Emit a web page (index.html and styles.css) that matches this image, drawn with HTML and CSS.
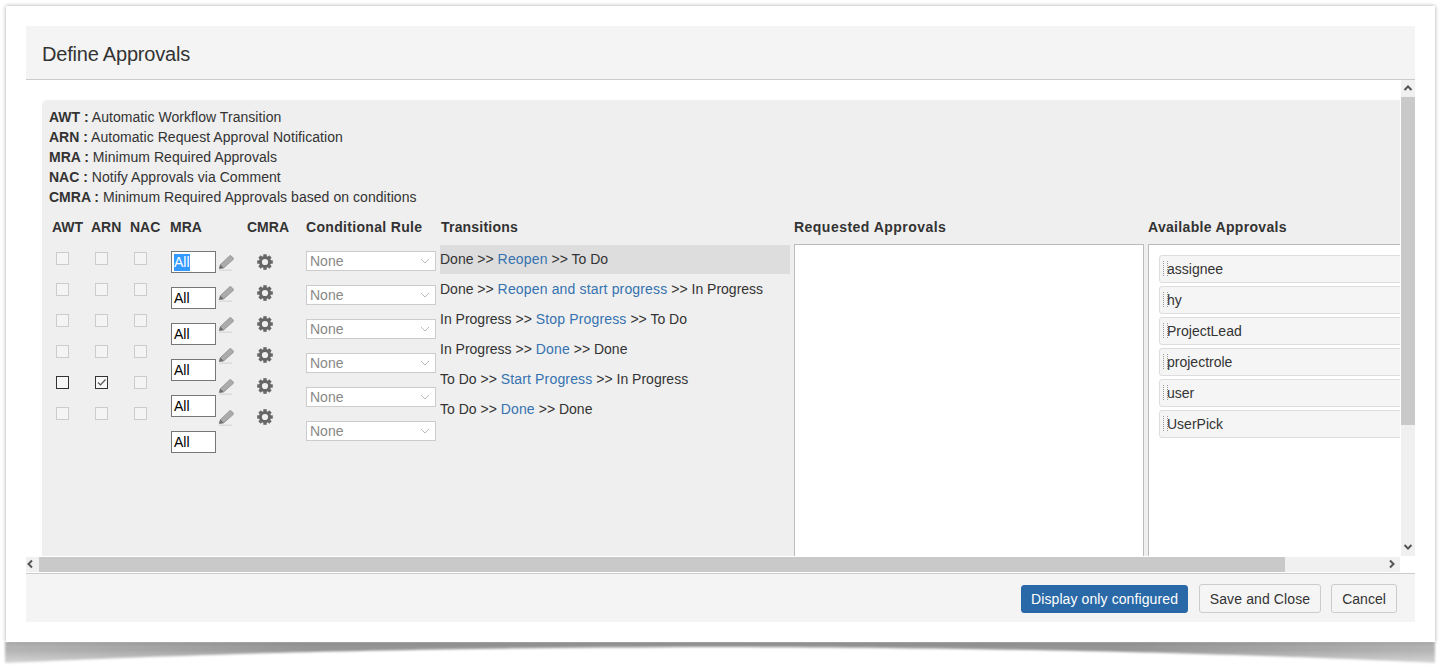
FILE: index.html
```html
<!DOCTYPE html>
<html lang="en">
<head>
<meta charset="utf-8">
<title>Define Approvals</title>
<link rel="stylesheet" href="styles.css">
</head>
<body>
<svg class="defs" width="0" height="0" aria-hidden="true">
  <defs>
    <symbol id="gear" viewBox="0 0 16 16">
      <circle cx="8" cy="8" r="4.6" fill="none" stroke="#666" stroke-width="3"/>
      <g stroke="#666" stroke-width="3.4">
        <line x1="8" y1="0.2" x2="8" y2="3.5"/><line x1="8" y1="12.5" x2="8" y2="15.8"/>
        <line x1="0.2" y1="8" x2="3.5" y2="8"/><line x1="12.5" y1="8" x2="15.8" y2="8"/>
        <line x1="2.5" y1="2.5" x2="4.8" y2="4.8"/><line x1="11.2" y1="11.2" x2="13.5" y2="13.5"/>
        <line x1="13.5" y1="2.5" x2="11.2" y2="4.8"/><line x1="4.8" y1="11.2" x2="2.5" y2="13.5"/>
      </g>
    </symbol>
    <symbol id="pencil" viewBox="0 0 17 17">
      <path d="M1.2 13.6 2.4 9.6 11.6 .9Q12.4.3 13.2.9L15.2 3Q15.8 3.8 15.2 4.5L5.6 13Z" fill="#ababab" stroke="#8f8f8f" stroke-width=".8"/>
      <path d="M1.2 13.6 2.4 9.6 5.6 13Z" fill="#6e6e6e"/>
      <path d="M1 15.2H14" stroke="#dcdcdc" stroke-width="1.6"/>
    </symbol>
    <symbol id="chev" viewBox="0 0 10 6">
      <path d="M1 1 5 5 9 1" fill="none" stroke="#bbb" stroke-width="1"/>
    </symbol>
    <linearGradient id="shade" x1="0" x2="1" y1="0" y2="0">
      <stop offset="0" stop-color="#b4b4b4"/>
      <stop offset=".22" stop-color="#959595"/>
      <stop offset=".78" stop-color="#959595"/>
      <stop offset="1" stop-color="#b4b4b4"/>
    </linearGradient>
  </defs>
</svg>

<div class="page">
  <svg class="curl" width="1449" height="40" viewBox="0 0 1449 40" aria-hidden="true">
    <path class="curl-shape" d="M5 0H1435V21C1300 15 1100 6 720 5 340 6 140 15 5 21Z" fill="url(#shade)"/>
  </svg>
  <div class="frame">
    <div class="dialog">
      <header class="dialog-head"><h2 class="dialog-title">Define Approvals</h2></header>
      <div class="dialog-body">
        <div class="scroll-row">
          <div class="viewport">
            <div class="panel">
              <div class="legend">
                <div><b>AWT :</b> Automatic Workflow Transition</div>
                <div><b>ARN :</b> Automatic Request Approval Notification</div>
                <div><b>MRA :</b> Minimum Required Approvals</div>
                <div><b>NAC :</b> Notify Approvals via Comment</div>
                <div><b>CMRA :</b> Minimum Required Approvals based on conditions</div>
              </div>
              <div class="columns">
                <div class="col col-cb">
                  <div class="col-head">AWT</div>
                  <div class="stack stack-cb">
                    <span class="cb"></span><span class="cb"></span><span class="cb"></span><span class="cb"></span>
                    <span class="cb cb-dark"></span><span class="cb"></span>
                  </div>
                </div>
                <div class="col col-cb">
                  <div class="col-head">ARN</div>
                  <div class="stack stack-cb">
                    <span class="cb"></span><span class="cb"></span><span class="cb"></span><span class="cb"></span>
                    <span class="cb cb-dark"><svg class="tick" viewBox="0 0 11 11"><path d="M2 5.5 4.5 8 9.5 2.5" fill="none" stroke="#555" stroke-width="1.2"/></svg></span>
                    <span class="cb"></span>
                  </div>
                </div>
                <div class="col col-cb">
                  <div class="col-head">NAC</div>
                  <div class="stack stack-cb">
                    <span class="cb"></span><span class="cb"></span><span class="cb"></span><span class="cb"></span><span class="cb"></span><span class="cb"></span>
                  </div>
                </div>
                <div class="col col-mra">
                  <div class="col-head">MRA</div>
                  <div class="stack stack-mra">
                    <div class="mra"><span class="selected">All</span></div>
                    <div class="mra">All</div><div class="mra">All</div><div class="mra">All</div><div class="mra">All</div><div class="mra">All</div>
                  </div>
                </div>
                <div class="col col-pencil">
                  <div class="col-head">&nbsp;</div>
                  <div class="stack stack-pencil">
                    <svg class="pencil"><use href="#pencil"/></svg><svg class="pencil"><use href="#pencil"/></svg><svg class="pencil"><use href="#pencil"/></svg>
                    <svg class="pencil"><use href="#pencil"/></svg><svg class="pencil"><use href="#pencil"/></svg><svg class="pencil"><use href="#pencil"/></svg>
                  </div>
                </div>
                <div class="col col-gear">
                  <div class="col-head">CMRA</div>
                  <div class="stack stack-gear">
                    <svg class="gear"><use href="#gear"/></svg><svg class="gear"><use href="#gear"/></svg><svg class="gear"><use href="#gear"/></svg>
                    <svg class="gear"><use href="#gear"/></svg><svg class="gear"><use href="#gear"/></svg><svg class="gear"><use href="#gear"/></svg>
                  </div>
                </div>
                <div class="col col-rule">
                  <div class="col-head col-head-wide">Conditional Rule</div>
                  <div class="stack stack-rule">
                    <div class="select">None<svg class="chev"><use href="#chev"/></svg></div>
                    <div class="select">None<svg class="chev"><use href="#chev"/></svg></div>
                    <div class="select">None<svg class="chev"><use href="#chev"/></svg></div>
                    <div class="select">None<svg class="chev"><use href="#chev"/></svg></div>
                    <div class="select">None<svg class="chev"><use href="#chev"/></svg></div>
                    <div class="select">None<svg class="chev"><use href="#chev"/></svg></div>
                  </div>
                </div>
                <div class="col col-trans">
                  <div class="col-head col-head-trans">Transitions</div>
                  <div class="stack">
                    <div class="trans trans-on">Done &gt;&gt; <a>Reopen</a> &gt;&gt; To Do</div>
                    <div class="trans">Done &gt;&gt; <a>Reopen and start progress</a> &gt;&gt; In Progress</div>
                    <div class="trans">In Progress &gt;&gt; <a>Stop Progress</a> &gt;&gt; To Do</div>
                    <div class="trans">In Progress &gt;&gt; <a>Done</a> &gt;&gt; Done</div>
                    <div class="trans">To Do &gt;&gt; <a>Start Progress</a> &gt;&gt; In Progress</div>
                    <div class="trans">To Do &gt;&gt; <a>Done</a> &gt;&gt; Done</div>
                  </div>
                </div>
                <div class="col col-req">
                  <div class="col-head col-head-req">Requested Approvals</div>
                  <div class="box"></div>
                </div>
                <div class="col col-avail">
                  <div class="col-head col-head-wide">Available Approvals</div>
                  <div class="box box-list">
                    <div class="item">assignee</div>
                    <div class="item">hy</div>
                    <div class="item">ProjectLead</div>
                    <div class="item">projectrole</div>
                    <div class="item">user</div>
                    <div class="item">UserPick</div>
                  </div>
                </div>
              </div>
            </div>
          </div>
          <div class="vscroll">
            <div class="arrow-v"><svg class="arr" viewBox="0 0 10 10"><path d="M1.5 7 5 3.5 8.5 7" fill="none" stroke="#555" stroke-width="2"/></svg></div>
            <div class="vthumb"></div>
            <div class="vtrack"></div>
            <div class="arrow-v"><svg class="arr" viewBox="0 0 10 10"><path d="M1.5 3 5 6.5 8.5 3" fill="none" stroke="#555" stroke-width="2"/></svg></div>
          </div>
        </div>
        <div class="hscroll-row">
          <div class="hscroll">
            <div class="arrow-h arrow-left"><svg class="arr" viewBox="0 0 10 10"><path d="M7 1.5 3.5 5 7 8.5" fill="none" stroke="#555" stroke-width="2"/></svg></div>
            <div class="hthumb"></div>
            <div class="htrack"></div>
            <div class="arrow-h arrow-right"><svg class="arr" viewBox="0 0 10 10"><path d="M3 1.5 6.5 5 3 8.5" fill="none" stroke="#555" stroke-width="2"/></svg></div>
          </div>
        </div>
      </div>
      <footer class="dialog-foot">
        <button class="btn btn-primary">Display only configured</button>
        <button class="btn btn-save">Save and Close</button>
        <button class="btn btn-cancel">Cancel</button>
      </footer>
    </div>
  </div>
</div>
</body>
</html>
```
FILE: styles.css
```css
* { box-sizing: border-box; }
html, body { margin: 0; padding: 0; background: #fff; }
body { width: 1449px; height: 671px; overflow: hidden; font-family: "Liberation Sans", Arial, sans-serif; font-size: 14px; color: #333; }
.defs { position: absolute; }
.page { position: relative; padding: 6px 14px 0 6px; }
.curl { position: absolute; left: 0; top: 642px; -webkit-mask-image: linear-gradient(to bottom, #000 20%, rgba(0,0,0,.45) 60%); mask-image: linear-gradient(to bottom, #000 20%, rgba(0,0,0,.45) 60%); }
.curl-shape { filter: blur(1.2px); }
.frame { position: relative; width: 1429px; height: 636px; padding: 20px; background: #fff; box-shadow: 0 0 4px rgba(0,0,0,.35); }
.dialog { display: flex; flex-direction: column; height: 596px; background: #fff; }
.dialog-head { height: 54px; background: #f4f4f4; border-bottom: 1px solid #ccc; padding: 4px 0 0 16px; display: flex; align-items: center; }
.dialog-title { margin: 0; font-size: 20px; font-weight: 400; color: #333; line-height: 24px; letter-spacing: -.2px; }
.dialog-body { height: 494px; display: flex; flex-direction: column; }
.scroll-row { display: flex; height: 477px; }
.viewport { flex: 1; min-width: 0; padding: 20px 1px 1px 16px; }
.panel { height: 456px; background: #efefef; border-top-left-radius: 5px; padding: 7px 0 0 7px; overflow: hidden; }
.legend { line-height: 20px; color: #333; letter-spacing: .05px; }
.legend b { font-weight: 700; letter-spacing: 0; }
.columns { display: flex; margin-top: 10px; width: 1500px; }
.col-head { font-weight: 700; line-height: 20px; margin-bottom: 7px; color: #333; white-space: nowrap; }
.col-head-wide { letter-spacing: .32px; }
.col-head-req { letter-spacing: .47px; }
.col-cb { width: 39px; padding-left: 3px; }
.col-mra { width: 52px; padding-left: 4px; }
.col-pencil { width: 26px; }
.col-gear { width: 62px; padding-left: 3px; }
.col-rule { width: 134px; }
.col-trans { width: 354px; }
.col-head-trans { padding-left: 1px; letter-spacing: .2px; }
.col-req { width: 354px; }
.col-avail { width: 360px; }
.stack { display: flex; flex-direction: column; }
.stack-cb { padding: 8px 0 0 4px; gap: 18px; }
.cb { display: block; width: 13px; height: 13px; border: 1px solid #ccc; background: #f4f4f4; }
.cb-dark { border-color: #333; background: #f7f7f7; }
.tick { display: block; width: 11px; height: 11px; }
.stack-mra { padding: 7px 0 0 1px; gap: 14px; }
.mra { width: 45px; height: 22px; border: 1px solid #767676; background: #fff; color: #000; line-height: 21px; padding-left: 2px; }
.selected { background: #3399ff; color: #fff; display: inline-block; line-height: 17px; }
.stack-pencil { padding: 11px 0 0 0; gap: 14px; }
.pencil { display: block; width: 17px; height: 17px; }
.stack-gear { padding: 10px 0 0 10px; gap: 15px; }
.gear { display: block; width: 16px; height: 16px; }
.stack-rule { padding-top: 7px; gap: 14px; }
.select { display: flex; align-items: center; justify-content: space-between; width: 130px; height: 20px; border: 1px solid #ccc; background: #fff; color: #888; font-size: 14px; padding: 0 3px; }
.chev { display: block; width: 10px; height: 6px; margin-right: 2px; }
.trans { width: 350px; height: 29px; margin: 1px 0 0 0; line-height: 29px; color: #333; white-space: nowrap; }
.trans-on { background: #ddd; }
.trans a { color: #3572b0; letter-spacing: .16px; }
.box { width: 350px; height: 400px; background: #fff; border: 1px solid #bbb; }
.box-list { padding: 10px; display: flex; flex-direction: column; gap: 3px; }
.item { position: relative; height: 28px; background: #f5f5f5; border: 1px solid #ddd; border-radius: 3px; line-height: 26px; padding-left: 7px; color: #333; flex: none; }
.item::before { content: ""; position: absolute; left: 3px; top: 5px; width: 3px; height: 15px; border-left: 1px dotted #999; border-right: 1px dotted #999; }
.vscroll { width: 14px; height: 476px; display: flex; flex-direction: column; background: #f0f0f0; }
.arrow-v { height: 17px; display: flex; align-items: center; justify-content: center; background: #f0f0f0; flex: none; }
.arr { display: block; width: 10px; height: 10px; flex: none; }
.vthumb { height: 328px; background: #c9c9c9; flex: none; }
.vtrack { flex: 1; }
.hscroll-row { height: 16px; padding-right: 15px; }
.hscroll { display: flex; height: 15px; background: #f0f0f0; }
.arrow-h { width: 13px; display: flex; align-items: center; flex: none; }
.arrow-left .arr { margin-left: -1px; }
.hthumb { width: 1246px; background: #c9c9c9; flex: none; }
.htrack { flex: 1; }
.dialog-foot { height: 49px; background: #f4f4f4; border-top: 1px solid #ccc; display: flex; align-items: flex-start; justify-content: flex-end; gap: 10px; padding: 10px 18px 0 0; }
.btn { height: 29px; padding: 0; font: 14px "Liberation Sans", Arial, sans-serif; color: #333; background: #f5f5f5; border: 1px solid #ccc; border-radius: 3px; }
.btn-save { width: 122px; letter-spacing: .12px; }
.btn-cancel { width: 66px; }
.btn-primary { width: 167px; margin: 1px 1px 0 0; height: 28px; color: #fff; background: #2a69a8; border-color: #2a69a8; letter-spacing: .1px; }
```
____________________
§ **TASK INSTRUCTIONS**
Pull out all lines from the listing that contain the string "page".

§ **TASK RESPONSE**
Emit a web page (index.html and styles.css) that matches this image, drawn with HTML and CSS.
<div class="page">
.page { position: relative; padding: 6px 14px 0 6px; }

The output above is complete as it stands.